Interface markup and scripts:
◆ ◆ ◆ ◆
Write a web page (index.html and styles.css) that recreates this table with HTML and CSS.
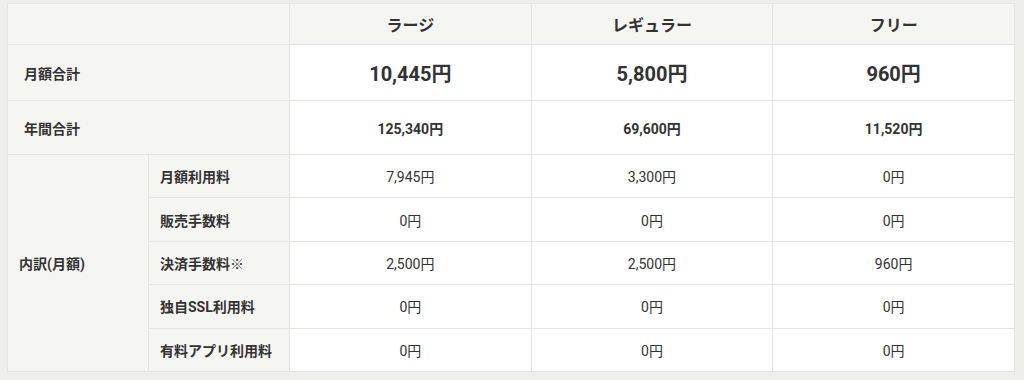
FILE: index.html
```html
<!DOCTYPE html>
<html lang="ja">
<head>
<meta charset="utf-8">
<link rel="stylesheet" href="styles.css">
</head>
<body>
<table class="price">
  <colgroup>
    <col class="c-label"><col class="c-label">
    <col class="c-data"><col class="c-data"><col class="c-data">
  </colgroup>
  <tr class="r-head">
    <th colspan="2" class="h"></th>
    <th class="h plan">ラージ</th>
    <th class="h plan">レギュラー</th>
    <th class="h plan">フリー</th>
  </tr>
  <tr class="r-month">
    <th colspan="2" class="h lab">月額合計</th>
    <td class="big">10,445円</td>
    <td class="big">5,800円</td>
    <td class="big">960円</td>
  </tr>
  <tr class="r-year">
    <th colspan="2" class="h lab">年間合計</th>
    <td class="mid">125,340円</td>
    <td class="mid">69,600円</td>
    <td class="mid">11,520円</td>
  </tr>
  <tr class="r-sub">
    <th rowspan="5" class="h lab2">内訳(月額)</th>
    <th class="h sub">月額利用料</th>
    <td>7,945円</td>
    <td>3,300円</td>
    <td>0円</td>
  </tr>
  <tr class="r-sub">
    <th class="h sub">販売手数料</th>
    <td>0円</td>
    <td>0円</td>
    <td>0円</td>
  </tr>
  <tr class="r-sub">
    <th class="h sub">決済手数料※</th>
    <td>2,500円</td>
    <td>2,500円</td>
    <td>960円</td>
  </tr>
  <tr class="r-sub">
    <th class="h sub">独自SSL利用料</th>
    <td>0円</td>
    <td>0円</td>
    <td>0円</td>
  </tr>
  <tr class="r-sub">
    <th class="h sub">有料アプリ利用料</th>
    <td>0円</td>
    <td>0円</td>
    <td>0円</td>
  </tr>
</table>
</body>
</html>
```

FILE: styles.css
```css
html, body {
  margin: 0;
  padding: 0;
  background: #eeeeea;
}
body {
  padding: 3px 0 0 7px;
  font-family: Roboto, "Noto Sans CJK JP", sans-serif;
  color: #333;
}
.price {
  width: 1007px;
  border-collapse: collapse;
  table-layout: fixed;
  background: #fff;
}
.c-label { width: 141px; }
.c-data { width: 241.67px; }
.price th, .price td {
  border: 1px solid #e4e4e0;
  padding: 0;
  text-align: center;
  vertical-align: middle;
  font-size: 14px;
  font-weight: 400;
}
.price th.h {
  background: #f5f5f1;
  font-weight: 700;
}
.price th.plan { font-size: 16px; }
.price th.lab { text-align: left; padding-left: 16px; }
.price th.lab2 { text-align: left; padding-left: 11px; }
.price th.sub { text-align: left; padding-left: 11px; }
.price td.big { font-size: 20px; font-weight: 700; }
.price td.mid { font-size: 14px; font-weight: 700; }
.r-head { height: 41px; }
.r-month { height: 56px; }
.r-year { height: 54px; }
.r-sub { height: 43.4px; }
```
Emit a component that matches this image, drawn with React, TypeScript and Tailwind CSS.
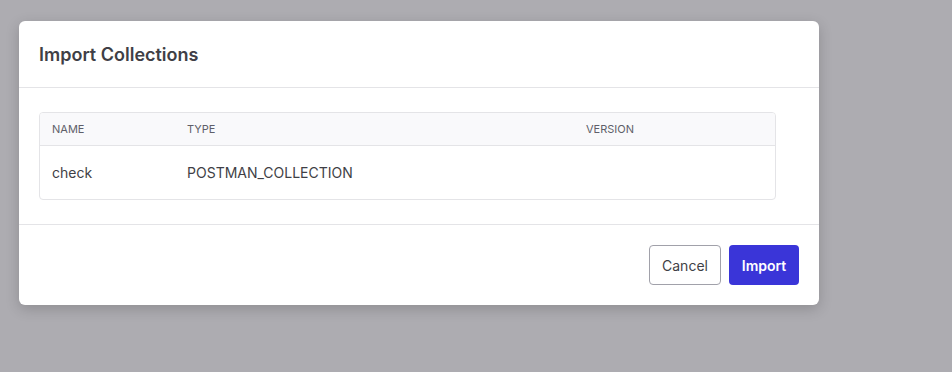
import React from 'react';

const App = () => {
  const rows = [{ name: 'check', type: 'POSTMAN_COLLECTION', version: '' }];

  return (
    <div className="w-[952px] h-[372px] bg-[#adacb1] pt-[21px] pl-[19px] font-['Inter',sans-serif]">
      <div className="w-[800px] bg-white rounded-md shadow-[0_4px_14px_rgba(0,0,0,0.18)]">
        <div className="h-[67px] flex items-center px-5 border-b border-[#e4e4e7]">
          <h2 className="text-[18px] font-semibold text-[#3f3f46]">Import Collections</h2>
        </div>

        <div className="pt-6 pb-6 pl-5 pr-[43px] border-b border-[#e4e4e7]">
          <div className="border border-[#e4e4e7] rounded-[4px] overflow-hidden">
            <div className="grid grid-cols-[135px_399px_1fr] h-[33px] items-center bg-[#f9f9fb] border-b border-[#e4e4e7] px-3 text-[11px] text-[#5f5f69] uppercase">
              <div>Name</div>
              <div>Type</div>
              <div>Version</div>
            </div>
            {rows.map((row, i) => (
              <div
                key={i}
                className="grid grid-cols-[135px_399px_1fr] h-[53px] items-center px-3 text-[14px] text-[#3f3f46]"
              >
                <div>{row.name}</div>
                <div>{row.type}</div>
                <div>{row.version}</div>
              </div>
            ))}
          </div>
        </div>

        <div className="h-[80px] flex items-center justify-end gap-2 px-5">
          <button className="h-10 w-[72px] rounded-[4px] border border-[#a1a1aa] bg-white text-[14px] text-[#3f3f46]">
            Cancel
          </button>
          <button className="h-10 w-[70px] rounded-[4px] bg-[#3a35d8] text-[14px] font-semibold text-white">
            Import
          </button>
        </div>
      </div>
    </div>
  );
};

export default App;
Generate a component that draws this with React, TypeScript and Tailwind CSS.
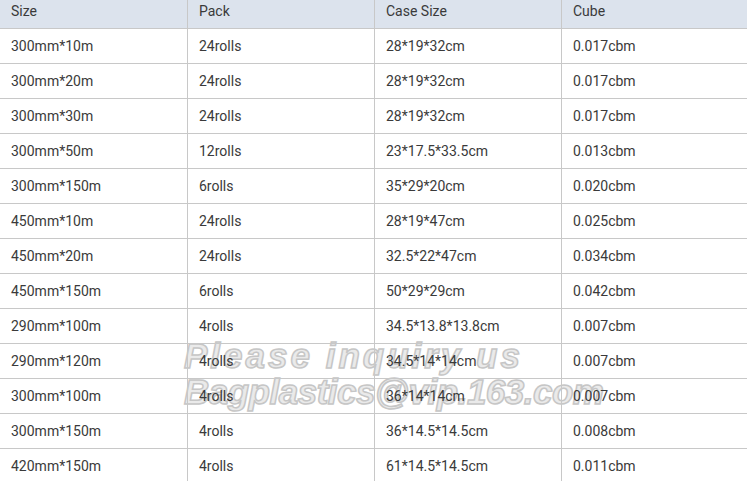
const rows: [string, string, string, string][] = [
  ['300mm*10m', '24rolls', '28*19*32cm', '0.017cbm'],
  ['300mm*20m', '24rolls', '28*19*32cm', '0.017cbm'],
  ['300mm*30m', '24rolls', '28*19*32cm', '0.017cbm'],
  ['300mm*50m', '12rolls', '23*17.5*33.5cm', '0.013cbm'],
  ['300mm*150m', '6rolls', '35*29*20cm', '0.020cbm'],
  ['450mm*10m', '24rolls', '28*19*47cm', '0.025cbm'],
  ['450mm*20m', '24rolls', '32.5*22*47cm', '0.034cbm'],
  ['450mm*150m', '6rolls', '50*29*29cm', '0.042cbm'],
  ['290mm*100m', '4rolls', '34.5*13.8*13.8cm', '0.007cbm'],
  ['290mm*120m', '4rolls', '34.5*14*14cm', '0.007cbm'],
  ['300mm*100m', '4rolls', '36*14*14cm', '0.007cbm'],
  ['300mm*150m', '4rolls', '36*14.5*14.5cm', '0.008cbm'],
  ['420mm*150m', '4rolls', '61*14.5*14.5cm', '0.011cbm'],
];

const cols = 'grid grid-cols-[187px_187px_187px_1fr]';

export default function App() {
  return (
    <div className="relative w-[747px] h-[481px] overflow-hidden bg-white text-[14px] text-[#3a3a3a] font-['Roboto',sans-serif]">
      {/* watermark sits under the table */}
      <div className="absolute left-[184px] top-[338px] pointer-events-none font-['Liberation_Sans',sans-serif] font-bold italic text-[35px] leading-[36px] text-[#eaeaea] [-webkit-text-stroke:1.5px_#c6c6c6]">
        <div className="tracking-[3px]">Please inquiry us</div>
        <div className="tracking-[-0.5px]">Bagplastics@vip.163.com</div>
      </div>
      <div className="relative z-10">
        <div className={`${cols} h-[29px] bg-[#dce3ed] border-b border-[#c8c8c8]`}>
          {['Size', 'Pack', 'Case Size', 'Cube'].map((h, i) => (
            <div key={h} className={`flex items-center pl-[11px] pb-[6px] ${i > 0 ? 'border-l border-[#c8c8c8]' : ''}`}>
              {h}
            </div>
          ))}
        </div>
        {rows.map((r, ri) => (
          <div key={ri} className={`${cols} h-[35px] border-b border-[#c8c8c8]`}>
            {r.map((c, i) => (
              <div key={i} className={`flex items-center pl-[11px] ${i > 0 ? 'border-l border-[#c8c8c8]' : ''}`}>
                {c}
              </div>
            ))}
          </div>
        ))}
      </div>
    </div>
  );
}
◆ ◆ ◆ ◆
Exercise prompt –
Tally how many lines of the material contain the word "React". The answer must be the number and nothing else.

Correct result –
3